Like Herman’s Elele, each of the dolphins exhibited creative body movements, vocalizations, or previously learned behaviors displayed with modifications or in unique combinations. However, some dolphins presented with higher levels of creativity than others. As the study progressed, many dolphins expanded their behavioral repertoires, demonstrating adaptive learning and a willingness to experiment.
The findings support Herman’s hypothesis that dolphins are active problem-solvers who can flexibly manipulate learned elements in innovative ways. By expanding the scope of inquiry beyond a single subject and controlling for reinforcement history, the 2024 research strengthens the argument that innovation in dolphins is intentional, repeatable, and rooted in complex cognitive processing.
Joint attention
Due to the dolphin's social nature, researchers wondered if they could understand some of the fundamental skills of human social cognition. Following a gaze is a skill infants can learn by fifteen months old, foreshadowing the comprehension of joint attention. Put simply, it is following the direction someone is looking. It is then followed by understanding and adopting the point for the purpose of directing the receiver's attention to something one desires or pointing as a means to simply share something one found of interest.
Although dolphins cannot point in the human sense, experiments have found that they can understand the point and gaze without previous exposure. One experiment by marine researcher Alain Tschudin tested six dolphins who had never been exposed to pointing. A red bucket and a white container lid were placed to the left and right of each dolphin, and then each was given a hand signal to fetch it. The informant only used right-hand signals to point to the right and cross-body signals to point to objects on the left. The goal was to determine if they could comprehend what object the informant was directing them toward. Over the first twelve test trials, three dolphins performed above chance on pointing; with additional trials, four dolphins performed above chance on pointing. Thus, evidence suggests that dolphins can readily understand a dynamic pointing gesture.
Tschudin used the same setup to test head gazing cues and, instead of pointing, used his head to show the dolphins where the object was. In the first twelve trials, two of the dolphins performed above chance, and with continued trials, two more were above chance.
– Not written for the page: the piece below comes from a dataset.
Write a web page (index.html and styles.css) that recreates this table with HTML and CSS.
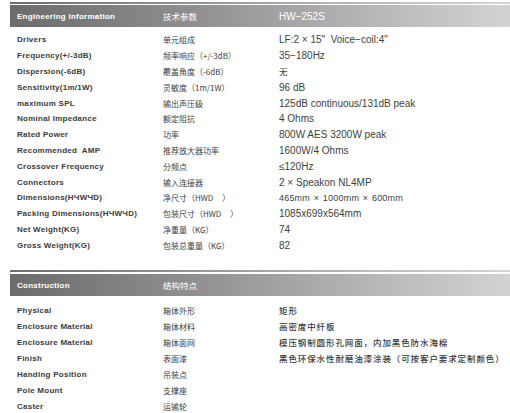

However, the point and head gaze were both dynamic signals, meaning that the movement of the arm or head could have potentially been interpreted by the dolphin as a direction on where to go and not the point or gaze itself. Pack and Herman wanted to test if dolphins could understand the static point, so they conducted an experiment in which objects were placed around the dolphin, and a first informant gave a signal for an action with no destination object. Then, a screen was raised, and the informant maintained a stationary point. Both dolphins tested were virtually errorless in interpreting the signals, supporting the belief that dolphins can understand dynamic and static cues.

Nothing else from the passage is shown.